I was tinkering with the idea of a two kinds of socialsim developing at the same time, American socialism and European socialism.
 
I was tinkering with the idea of a two kinds of socialsim developing at the same time, American socialism and European socialism.

I would definitely read the TL if you put it out. Intellectual development timelines are always interesting. I think though that from the sound of it there will be more to this time line then just intellectual changes. Demographic changes in certain areas often means changes in deeper historical trends.

American socialism developing at the same time as European socialism would be more difficult. Socialism is essentially an industrial ideology, that is the only thing that differentiates it from prior egalitarian movements. Although earlier American industrial developments would be really interesting to see.
 
I would definitely read the TL if you put it out. Intellectual development timelines are always interesting. I think though that from the sound of it there will be more to this time line then just intellectual changes. Demographic changes in certain areas often means changes in deeper historical trends.

American socialism developing at the same time as European socialism would be more difficult. Socialism is essentially an industrial ideology, that is the only thing that differentiates it from prior egalitarian movements. Although earlier American industrial developments would be really interesting to see.


I'm waffeling of the idea of wrtting the TL, most likely not going to write one and I'm gonna put this idea away in my idea box. If someone wants to use some of my ideas go right on and do so since I'm not going to use them any time soon.

But I will keep this thread bumped with ideas on the knock off effects of major social and demographics changes in the US and Cannada.
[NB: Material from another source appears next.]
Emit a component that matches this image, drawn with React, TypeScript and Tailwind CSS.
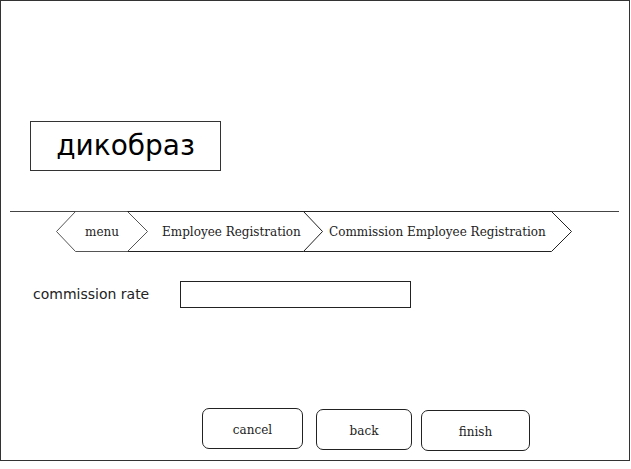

One idea I had was a scene in which a young British buisness man travling by train from New York to Atlanta so that he could enjoy the American country side stops at a major historical site to see a famous statue. He stops and looks up and before is a massive bronze statue of a Priest clutching a bible in one hand and a shotgun in the other his arms streached out as if he was nailed to a cross and he is flanked on both sides by two miners one armed with a pickax the other with a rifle and they have a look on their faces that says "We fear neather death nor pain." and on a large bronze plaque is one simple pharse "As he died to make men holy so we shall die to make me free.". The statue is dedicated to a epic battle in 1889 in which over 5,000 miners lead by the radical priest Father O'Brian against the mining comapny guards and the state millitia dealing a decisive blow to the comapny and government forces. They would latter lay down their arms and return to their homes and places of work after they forced the state and the federal government to recognize the kind of poverty and conditions in which they lived and using popular support force the government to pass labor laws protecting unions, workers, and children.

The irony is in this world the, atleast in America, unions and socialism aren't so closely tied in fact the pro-labor party born out of the blood and coal of the Appalachian mountains is actually opposed to the American socialist who have major support in New England. In fact it comes to pass that both in the strongly Catholic parts of the US and in Catholic Europe socialism comes to be seen as "A protestant thing, which we have no need of."